Reporters Without Borders ranks Finland among the top three countries in the world for its commitment to digital rights and free expression. For anyone weighing the two, it is worth understanding how Finland and Switzerland compare as hosting jurisdictions in practice.
What does this mean for you? While no country is impenetrable, there are clear examples of legal frameworks at play that are not subject to American override.
There was a time when “data sovereignty” was a niche term that only activists or journalists had to think about. But in a globalized world full of personal data, sovereignty has become a much more serious issue for every business owner.
“But I’m just trying to get a website hosted.
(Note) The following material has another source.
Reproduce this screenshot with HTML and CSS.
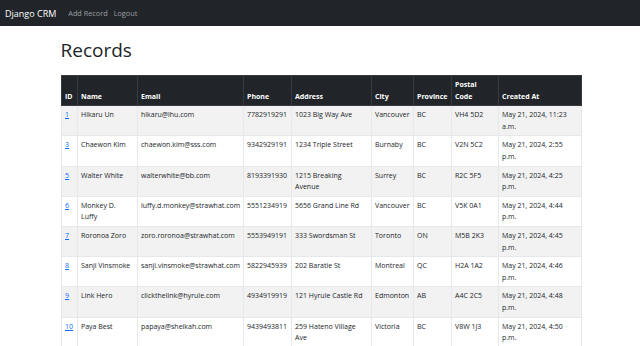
FILE: index.html
```html
<!DOCTYPE html>
<html>
<head>
    <title>Django CRM</title>
    <meta charset="UTF-8">
    <link rel="stylesheet" href="styles.css">
</head>
<body>
    <nav class="navbar">
        <a class="brand" href="#">Django CRM</a>
        <a class="nav-link" href="#">Add Record</a>
        <a class="nav-link" href="#">Logout</a>
    </nav>
    <div class="container">
        <h1>Records</h1>
        <table class="records">
            <colgroup>
                <col class="c-id"><col class="c-name"><col class="c-email"><col class="c-phone"><col class="c-address">
                <col class="c-city"><col class="c-prov"><col class="c-postal"><col class="c-created">
            </colgroup>
            <thead>
                <tr>
                    <th>ID</th><th>Name</th><th>Email</th><th>Phone</th><th>Address</th>
                    <th>City</th><th>Province</th><th>Postal Code</th><th>Created At</th>
                </tr>
            </thead>
            <tbody>
                <tr>
                    <td><a href="#">1</a></td><td>Hikaru Un</td><td>hikaru@lhu.com</td><td>7782919291</td><td>1023 Big Way Ave</td>
                    <td>Vancouver</td><td>BC</td><td>VH4 5D2</td><td>May 21, 2024, 11:23 a.m.</td>
                </tr>
                <tr>
                    <td><a href="#">3</a></td><td>Chaewon Kim</td><td>chaewon.kim@sss.com</td><td>9342929191</td><td>1234 Triple Street</td>
                    <td>Burnaby</td><td>BC</td><td>V2N 5C2</td><td>May 21, 2024, 2:55 p.m.</td>
                </tr>
                <tr>
                    <td><a href="#">5</a></td><td>Walter White</td><td>walterwhite@bb.com</td><td>8193391930</td><td>1215 Breaking Avenue</td>
                    <td>Surrey</td><td>BC</td><td>R2C 5F5</td><td>May 21, 2024, 4:25 p.m.</td>
                </tr>
                <tr>
                    <td><a href="#">6</a></td><td>Monkey D. Luffy</td><td>luffy.d.monkey@strawhat.com</td><td>5551234919</td><td>5656 Grand Line Rd</td>
                    <td>Vancouver</td><td>BC</td><td>V5K 0A1</td><td>May 21, 2024, 4:44 p.m.</td>
                </tr>
                <tr>
                    <td><a href="#">7</a></td><td>Roronoa Zoro</td><td>zoro.roronoa@strawhat.com</td><td>5553949191</td><td>333 Swordsman St</td>
                    <td>Toronto</td><td>ON</td><td>M5B 2K3</td><td>May 21, 2024, 4:45 p.m.</td>
                </tr>
                <tr>
                    <td><a href="#">8</a></td><td>Sanji Vinsmoke</td><td>sanji.vinsmoke@strawhat.com</td><td>5822945939</td><td>202 Baratie St</td>
                    <td>Montreal</td><td>QC</td><td>H2A 1A2</td><td>May 21, 2024, 4:46 p.m.</td>
                </tr>
                <tr>
                    <td><a href="#">9</a></td><td>Link Hero</td><td>clickthelink@hyrule.com</td><td>4934919919</td><td>121 Hyrule Castle Rd</td>
                    <td>Edmonton</td><td>AB</td><td>A4C 2C5</td><td>May 21, 2024, 4:48 p.m.</td>
                </tr>
                <tr>
                    <td><a href="#">10</a></td><td>Paya Best</td><td>papaya@sheikah.com</td><td>9439493811</td><td>259 Hateno Village Ave</td>
                    <td>Victoria</td><td>BC</td><td>V8W 1J3</td><td>May 21, 2024, 4:50 p.m.</td>
                </tr>
            </tbody>
        </table>
    </div>
</body>
</html>
```

FILE: styles.css
```css
/* Base */
body {
    margin: 0;
    font-family: "Open Sans", "Noto Sans", sans-serif;
    color: #212529;
    background-color: #fff;
}
a {
    color: #0d6efd;
}
/* Navbar */
.navbar {
    display: flex;
    align-items: center;
    height: 26px;
    padding: 0 6px 0 5px;
    background-color: #212529;
}
.navbar .brand {
    margin-right: 12px;
    font-size: 9px;
    color: #fff;
    text-decoration: none;
}
.navbar .nav-link {
    margin-right: 6px;
    font-size: 7.3px;
    color: rgba(255, 255, 255, 0.55);
    text-decoration: none;
}
/* Content */
.container {
    width: 520px;
    margin: 0 auto;
    padding-left: 1px;
}
h1 {
    margin: 11px 0 11px;
    font-size: 19px;
    font-weight: 500;
    line-height: 27px;
}
/* Table */
.records {
    width: 520px;
    table-layout: fixed;
    border-collapse: collapse;
    font-size: 7px;
    line-height: 11.6px;
}
.records th,
.records td {
    padding: 3px 3.5px;
    text-align: left;
    vertical-align: top;
    border: 1px solid #e6e8ea;
}
.records thead th {
    vertical-align: bottom;
    font-weight: 700;
    color: #fff;
    background-color: #212529;
    border-color: #373b3e;
}
.records tbody tr:nth-child(odd) td {
    background-color: #f2f2f2;
}
.c-id { width: 16px; }
.c-name { width: 60px; }
.c-email { width: 106px; }
.c-phone { width: 48px; }
.c-address { width: 80px; }
.c-city { width: 42px; }
.c-prov { width: 38px; }
.c-postal { width: 47px; }
.c-created { width: 83px; }
```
What does this have to do with me?”
More than you might think. Rise above the surface, and you will see that data is everywhere. Lawyers are dealing with privileged communications. Healthcare providers are managing and sharing patient records. Fintech companies are trying to build their businesses while managing data across different regulatory realities.
That is why your web host’s country matters. It is not just choosing a host country that protects you from potential data access via legislation like the CLOUD Act; it starts the conversation about digital privacy and data sovereignty as a whole.
What may seem like a simple choice in the transaction process could play a massive role in how your data is, or is not, protected. And depending on your industry or your clients or customers, you could be putting your reputation on the line.
Adding this new layer of data protection via location means you need to get a bit more granular in your choice of web hosting. It is time to start asking about any potential provider’s privacy credentials:
Do not take statements like “We take data seriously” as a guarantee. It is time to educate yourself on jurisdictions and legal frameworks, and bring that knowledge to every conversation you have.
If you are making a hosting decision, the country where the data center lives deserves much more than a footnote in the paperwork. Jurisdiction is no longer a technical detail buried in the fine print. It is one of the first questions worth asking, both for businesses and for the people they serve.